* _WORK TO DO_
Transcribe the whole listing below without changing a word, but leave out every image.

* _INFORMATION PROVIDED_
* * *
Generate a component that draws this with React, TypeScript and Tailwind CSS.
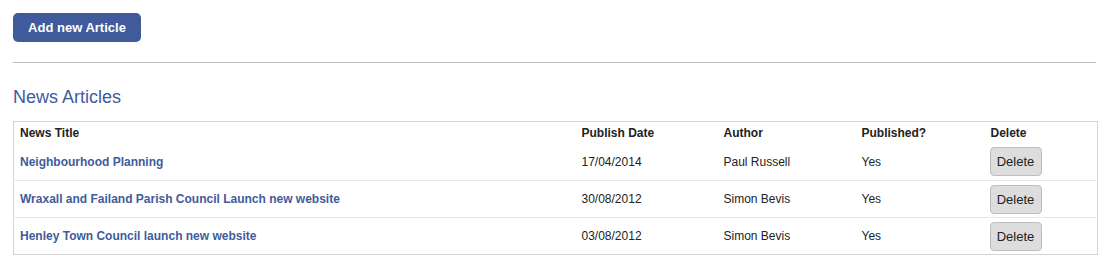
import React from "react";

const rows = [
  { title: "Neighbourhood Planning", date: "17/04/2014", author: "Paul Russell", pub: "Yes" },
  { title: "Wraxall and Failand Parish Council Launch new website", date: "30/08/2012", author: "Simon Bevis", pub: "Yes" },
  { title: "Henley Town Council launch new website", date: "03/08/2012", author: "Simon Bevis", pub: "Yes" },
];

export default function App() {
  return (
    <div className="bg-white w-[1113px] h-[266px] font-['Liberation_Sans',Arial,sans-serif] text-[#222]">
      <div className="ml-[13px] w-[1084px] pt-[13px]">
        <button className="h-[29px] w-[128px] rounded-[5px] bg-[#3f5b9c] text-white text-[13px] font-bold leading-none">
          Add new Article
        </button>
        <div className="mt-[20px] h-px bg-[#bdbdbd] w-[1083px]" />
        <h2 className="mt-[24px] text-[18px] leading-[21px] text-[#3f5b9c] font-normal">News Articles</h2>
        <table className="mt-[13px] w-[1084px] border border-[#d4d4d4] border-collapse table-fixed text-[12px]">
          <colgroup>
            <col className="w-[561px]" />
            <col className="w-[142px]" />
            <col className="w-[138px]" />
            <col className="w-[129px]" />
            <col className="w-[114px]" />
          </colgroup>
          <thead>
            <tr className="h-[22px] text-left font-bold">
              <th className="pl-[6px] font-bold">News Title</th>
              <th className="pl-[7px] font-bold">Publish Date</th>
              <th className="pl-[7px] font-bold">Author</th>
              <th className="pl-[7px] font-bold">Published?</th>
              <th className="pl-[7px] font-bold">Delete</th>
            </tr>
          </thead>
          <tbody>
            {rows.map((r, i) => (
              <tr key={i} className={`h-[37px] ${i > 0 ? "border-t border-[#e6e6e6]" : ""}`}>
                <td className="pl-[6px] font-bold text-[#3f5b9c]">{r.title}</td>
                <td className="pl-[7px]">{r.date}</td>
                <td className="pl-[7px]">{r.author}</td>
                <td className="pl-[7px]">{r.pub}</td>
                <td className="pl-[6px]">
                  <button className="h-[29px] w-[52px] rounded-[4px] border border-[#bdbdbd] bg-[#dddddd] text-[13px] text-[#222] leading-none">
                    Delete
                  </button>
                </td>
              </tr>
            ))}
          </tbody>
        </table>
      </div>
    </div>
  );
}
* * *
* _ANSWER TO THE EXERCISE_
Generate a component that draws this with React, TypeScript and Tailwind CSS.
import React from "react";

const rows = [
  { title: "Neighbourhood Planning", date: "17/04/2014", author: "Paul Russell", pub: "Yes" },
  { title: "Wraxall and Failand Parish Council Launch new website", date: "30/08/2012", author: "Simon Bevis", pub: "Yes" },
  { title: "Henley Town Council launch new website", date: "03/08/2012", author: "Simon Bevis", pub: "Yes" },
];

export default function App() {
  return (
    <div className="bg-white w-[1113px] h-[266px] font-['Liberation_Sans',Arial,sans-serif] text-[#222]">
      <div className="ml-[13px] w-[1084px] pt-[13px]">
        <button className="h-[29px] w-[128px] rounded-[5px] bg-[#3f5b9c] text-white text-[13px] font-bold leading-none">
          Add new Article
        </button>
        <div className="mt-[20px] h-px bg-[#bdbdbd] w-[1083px]" />
        <h2 className="mt-[24px] text-[18px] leading-[21px] text-[#3f5b9c] font-normal">News Articles</h2>
        <table className="mt-[13px] w-[1084px] border border-[#d4d4d4] border-collapse table-fixed text-[12px]">
          <colgroup>
            <col className="w-[561px]" />
            <col className="w-[142px]" />
            <col className="w-[138px]" />
            <col className="w-[129px]" />
            <col className="w-[114px]" />
          </colgroup>
          <thead>
            <tr className="h-[22px] text-left font-bold">
              <th className="pl-[6px] font-bold">News Title</th>
              <th className="pl-[7px] font-bold">Publish Date</th>
              <th className="pl-[7px] font-bold">Author</th>
              <th className="pl-[7px] font-bold">Published?</th>
              <th className="pl-[7px] font-bold">Delete</th>
            </tr>
          </thead>
          <tbody>
            {rows.map((r, i) => (
              <tr key={i} className={`h-[37px] ${i > 0 ? "border-t border-[#e6e6e6]" : ""}`}>
                <td className="pl-[6px] font-bold text-[#3f5b9c]">{r.title}</td>
                <td className="pl-[7px]">{r.date}</td>
                <td className="pl-[7px]">{r.author}</td>
                <td className="pl-[7px]">{r.pub}</td>
                <td className="pl-[6px]">
                  <button className="h-[29px] w-[52px] rounded-[4px] border border-[#bdbdbd] bg-[#dddddd] text-[13px] text-[#222] leading-none">
                    Delete
                  </button>
                </td>
              </tr>
            ))}
          </tbody>
        </table>
      </div>
    </div>
  );
}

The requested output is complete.